En estos días que nos recuerdan aquello que parece tan intangible y que acontece a todo lo que habita esta Tierra, diversas formas de entenderla han pasado por los caminos del conocimiento colectivo. A través de la oralidad nos enseñamos qué es eso de vivir la muerte.
Para quienes habitaron estas tierras hace más de quinientos años, el problema no era tanto la muerte como la vida en sí. En el diálogo entre los ciclos de lo que nace y lo que muere, había una unión inseparable de ambos como parte de un mismo proceso. Desde entonces y hasta ahora continua una visión muy arraigada a nuestra forma de ver la vida de lo que pasa cuando algo muere: jugamos con la muerte en frases que nos matan de risa; evocamos su presencia en lo que ya no necesitamos de nosotras; ofrendamos nuestros duelos y la llevamos en el día a día.
En días como estos donde los desfiles, catrinas y altares nos impregnan el olor a copal con cempoalxóchitl, nos miramos de frente a la muerte; la encontramos en cada esquina en todas sus variadas formas e intensos colores. Muchas de nosotras cada día honramos a trece de nuestras hermanas por haber sido arrebatadas de aquello tan valioso: el fuego de la vida.

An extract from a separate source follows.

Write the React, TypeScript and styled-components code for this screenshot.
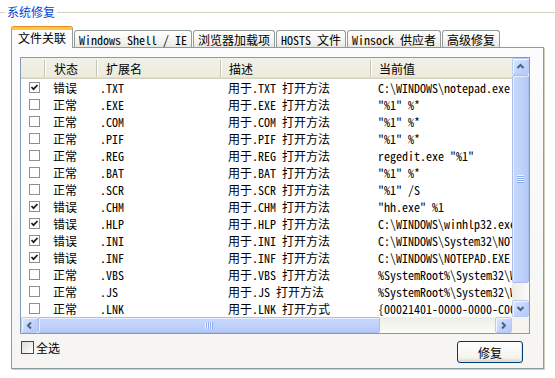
import styled, { createGlobalStyle, css } from "styled-components";

const GlobalStyle = createGlobalStyle`
  html, body {
    margin: 0;
    padding: 0;
    background: #fff;
  }
  body {
    font-family: "Noto Sans Mono CJK SC", "Noto Sans CJK SC", "Liberation Mono", monospace;
    font-size: 12px;
    color: #000;
  }
`;

const Page = styled.div`
  width: 555px;
  height: 378px;
  overflow: hidden;
  background: #fff;
`;

const Caption = styled.div`
  display: flex;
  align-items: center;
  gap: 2px;
  height: 24px;
  &::before {
    content: "";
    width: 5px;
    border-top: 1px solid #d0d0bf;
  }
  &::after {
    content: "";
    flex: 1;
    border-top: 1px solid #d0d0bf;
  }
`;
const CaptionText = styled.span`
  color: #0046d5;
  line-height: 14px;
`;

const TabControl = styled.div`
  margin: 3px 0 0 11px;
  width: 533px;
`;
const TabStrip = styled.div`
  display: flex;
  align-items: flex-end;
  gap: 1px;
  height: 20px;
  position: relative;
  z-index: 1;
`;
const Tab = styled.div<{ $active?: boolean }>`
  box-sizing: border-box;
  display: flex;
  align-items: center;
  justify-content: center;
  height: 17px;
  padding: 1px 4px 0;
  border: 1px solid #919b9c;
  border-bottom: none;
  border-radius: 3px 3px 0 0;
  background: linear-gradient(#ffffff, #f3f2ec 70%, #e9e8e0);
  white-space: nowrap;
  line-height: 14px;
  ${(p) =>
    p.$active &&
    css`
      height: 21px;
      margin-bottom: -1px;
      padding: 0 6px 2px;
      border-top: 3px solid #ffc73c;
      box-shadow: 0 -1px 0 #e68b2c;
      background: #fcfcfe;
    `}
`;

const Panel = styled.div`
  box-sizing: border-box;
  height: 322px;
  display: flex;
  flex-direction: column;
  padding: 9px 13px 5px 8px;
  border: 1px solid #919b9c;
  background: linear-gradient(#fcfcfe, #f6f5f1);
  box-shadow: 1px 1px 0 #d0cebf;
`;

const ListView = styled.div`
  display: grid;
  grid-template-columns: 491px 17px;
  grid-template-rows: 259px 16px;
  border: 1px solid #7f9db9;
  background: #fff;
`;
const ListContent = styled.div`
  overflow: hidden;
`;

const COLS = "24px 52px 124px 150px 200px";

const HeaderRow = styled.div`
  display: grid;
  grid-template-columns: ${COLS};
  height: 21px;
  background: linear-gradient(#f2f1e9, #ebeadb);
  box-shadow: inset 0 -1px 0 #d6d2c2, inset 0 -2px 0 #e2decd;
`;
const HeaderCell = styled.div<{ $pad: number }>`
  display: flex;
  align-items: center;
  margin: 2px 0 4px;
  padding-left: ${(p) => p.$pad}px;
  border-right: 1px solid #c7c5b2;
  box-shadow: 1px 0 0 #fff;
  white-space: nowrap;
`;

const Row = styled.div`
  display: grid;
  grid-template-columns: ${COLS};
  height: 17px;
  align-items: center;
`;
const Cell = styled.div<{ $pad: number }>`
  padding-left: ${(p) => p.$pad}px;
  white-space: nowrap;
  overflow: hidden;
  line-height: 17px;
`;
const CheckCell = styled.div`
  display: flex;
  align-items: center;
  padding-left: 8px;
`;
const RowCheck = styled.span`
  box-sizing: border-box;
  width: 11px;
  height: 11px;
  border: 1px solid #8e8f8f;
  background: #fff;
  display: flex;
  align-items: center;
  justify-content: center;
`;

const Track = styled.div<{ $vertical?: boolean }>`
  display: flex;
  flex-direction: ${(p) => (p.$vertical ? "column" : "row")};
  background: ${(p) =>
    p.$vertical
      ? "linear-gradient(90deg, #eeede5, #fbfbf8)"
      : "linear-gradient(#eeede5, #fbfbf8)"};
`;
const Spacer = styled.div`
  flex: 1;
`;
const Corner = styled.div`
  background: #f4f3ee;
`;
const ScrollButton = styled.div<{ $vertical?: boolean }>`
  box-sizing: border-box;
  flex: none;
  width: 17px;
  height: ${(p) => (p.$vertical ? "17px" : "16px")};
  display: flex;
  align-items: center;
  justify-content: center;
  border: 1px solid #b9cbf5;
  border-radius: 2px;
  background: linear-gradient(135deg, #dde7fe, #bfd2fb 60%, #b3c8f6);
  box-shadow: inset 1px 1px 0 #f2f6ff;
`;
const Thumb = styled.div<{ $vertical?: boolean; $size: number }>`
  box-sizing: border-box;
  flex: 0 0 ${(p) => p.$size}px;
  display: flex;
  align-items: center;
  justify-content: center;
  border: 1px solid #a9bdee;
  border-radius: 2px;
  background: ${(p) =>
    p.$vertical
      ? "linear-gradient(90deg, #c9d8fc, #bed1fb 60%, #b4c9f6)"
      : "linear-gradient(#c9d8fc, #bed1fb 60%, #b4c9f6)"};
  box-shadow: inset 1px 1px 0 #e8efff;
`;
const Grip = styled.div<{ $vertical?: boolean }>`
  width: ${(p) => (p.$vertical ? "7px" : "8px")};
  height: ${(p) => (p.$vertical ? "8px" : "7px")};
  background: repeating-linear-gradient(
    ${(p) => (p.$vertical ? "180deg" : "90deg")},
    #eef4fe 0 1px,
    #8cacee 1px 2px
  );
`;

const Footer = styled.div`
  display: flex;
  justify-content: space-between;
  align-items: flex-start;
  margin-top: 7px;
  height: 22px;
  padding: 0 7px 0 1px;
`;
const SelectAll = styled.label`
  display: flex;
  align-items: center;
  gap: 2px;
  height: 13px;
  line-height: 13px;
`;
const XpCheck = styled.span`
  box-sizing: border-box;
  width: 13px;
  height: 13px;
  border: 1px solid #1c5180;
  background: linear-gradient(135deg, #dcdcd7, #ffffff);
`;
const Button = styled.button`
  box-sizing: border-box;
  width: 66px;
  height: 22px;
  padding: 0;
  font: inherit;
  color: #000;
  border: 1px solid #003c74;
  border-radius: 3px;
  background: linear-gradient(#ffffff, #f4f3ee 80%, #d6d0c5);
  box-shadow: inset -1px -1px 0 #e3e0d6;
`;

function Chevron({ dir }: { dir: "up" | "down" | "left" | "right" }) {
  const rot = { up: 0, right: 90, down: 180, left: 270 }[dir];
  return (
    <svg width="9" height="9" viewBox="0 0 9 9" style={{ transform: `rotate(${rot}deg)` }}>
      <polyline points="1.5,6 4.5,3 7.5,6" fill="none" stroke="#4d6185" strokeWidth="2" />
    </svg>
  );
}

function CheckMark() {
  return (
    <svg width="9" height="9" viewBox="0 0 9 9">
      <polyline points="1.5,4 3.5,6.2 7.5,2" fill="none" stroke="#1a1a1a" strokeWidth="1.7" />
    </svg>
  );
}

type Entry = { bad: boolean; ext: string; desc: string; value: string };

const entries: Entry[] = [
  { bad: true, ext: ".TXT", desc: "用于.TXT 打开方法", value: "C:\\WINDOWS\\notepad.exe" },
  { bad: false, ext: ".EXE", desc: "用于.EXE 打开方法", value: '"%1" %*' },
  { bad: false, ext: ".COM", desc: "用于.COM 打开方法", value: '"%1" %*' },
  { bad: false, ext: ".PIF", desc: "用于.PIF 打开方法", value: '"%1" %*' },
  { bad: false, ext: ".REG", desc: "用于.REG 打开方法", value: 'regedit.exe "%1"' },
  { bad: false, ext: ".BAT", desc: "用于.BAT 打开方法", value: '"%1" %*' },
  { bad: false, ext: ".SCR", desc: "用于.SCR 打开方法", value: '"%1" /S' },
  { bad: true, ext: ".CHM", desc: "用于.CHM 打开方法", value: '"hh.exe" %1' },
  { bad: true, ext: ".HLP", desc: "用于.HLP 打开方法", value: "C:\\WINDOWS\\winhlp32.exe" },
  { bad: true, ext: ".INI", desc: "用于.INI 打开方法", value: "C:\\WINDOWS\\System32\\NOTEPAD.EXE" },
  { bad: true, ext: ".INF", desc: "用于.INF 打开方法", value: "C:\\WINDOWS\\NOTEPAD.EXE" },
  { bad: false, ext: ".VBS", desc: "用于.VBS 打开方法", value: "%SystemRoot%\\System32\\WScript.exe" },
  { bad: false, ext: ".JS", desc: "用于.JS 打开方法", value: "%SystemRoot%\\System32\\WScript.exe" },
  { bad: false, ext: ".LNK", desc: "用于.LNK 打开方式", value: "{00021401-0000-0000-C000-000000000046}" },
];

const tabs = ["文件关联", "Windows Shell / IE", "浏览器加载项", "HOSTS 文件", "Winsock 供应者", "高级修复"];

export default function App() {
  return (
    <Page>
      <GlobalStyle />
      <Caption>
        <CaptionText>系统修复</CaptionText>
      </Caption>
      <TabControl>
        <TabStrip>
          {tabs.map((t, i) => (
            <Tab key={t} $active={i === 0}>
              {t}
            </Tab>
          ))}
        </TabStrip>
        <Panel>
          <ListView>
            <ListContent>
              <HeaderRow>
                <HeaderCell $pad={0} />
                <HeaderCell $pad={9}>状态</HeaderCell>
                <HeaderCell $pad={9}>扩展名</HeaderCell>
                <HeaderCell $pad={8}>描述</HeaderCell>
                <HeaderCell $pad={8}>当前值</HeaderCell>
              </HeaderRow>
              {entries.map((e) => (
                <Row key={e.ext}>
                  <CheckCell>
                    <RowCheck>{e.bad && <CheckMark />}</RowCheck>
                  </CheckCell>
                  <Cell $pad={8}>{e.bad ? "错误" : "正常"}</Cell>
                  <Cell $pad={3}>{e.ext}</Cell>
                  <Cell $pad={7}>{e.desc}</Cell>
                  <Cell $pad={7}>{e.value}</Cell>
                </Row>
              ))}
            </ListContent>
            <Track $vertical>
              <ScrollButton $vertical>
                <Chevron dir="up" />
              </ScrollButton>
              <Thumb $vertical $size={208}>
                <Grip $vertical />
              </Thumb>
              <Spacer />
              <ScrollButton $vertical>
                <Chevron dir="down" />
              </ScrollButton>
            </Track>
            <Track>
              <ScrollButton>
                <Chevron dir="left" />
              </ScrollButton>
              <Thumb $size={342}>
                <Grip />
              </Thumb>
              <Spacer />
              <ScrollButton>
                <Chevron dir="right" />
              </ScrollButton>
            </Track>
            <Corner />
          </ListView>
          <Footer>
            <SelectAll>
              <XpCheck />
              全选
            </SelectAll>
            <Button>修复</Button>
          </Footer>
        </Panel>
      </TabControl>
    </Page>
  );
}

¿Qué hacer con tanta muerte entre nosotras? ¿Qué hacer con la sensación que nos provoca la certeza de que todas volveremos a ser polvo de estrellas? La respuesta: crear. Este es un llamado a compartir nuestras creaciones, porque el movimiento se resiste a lo que se queda quieto y se pudre; porque nuestra palabra, nuestro canto y sus respiraciones se resisten al silencio del vacío; porque nuestras letras, fotos, historias, recuerdos, imaginación y todo lo que nos anima, es nuestra forma de saludar a la muerte y decirle: «aquí estamos, ¡vivitas y coleando!».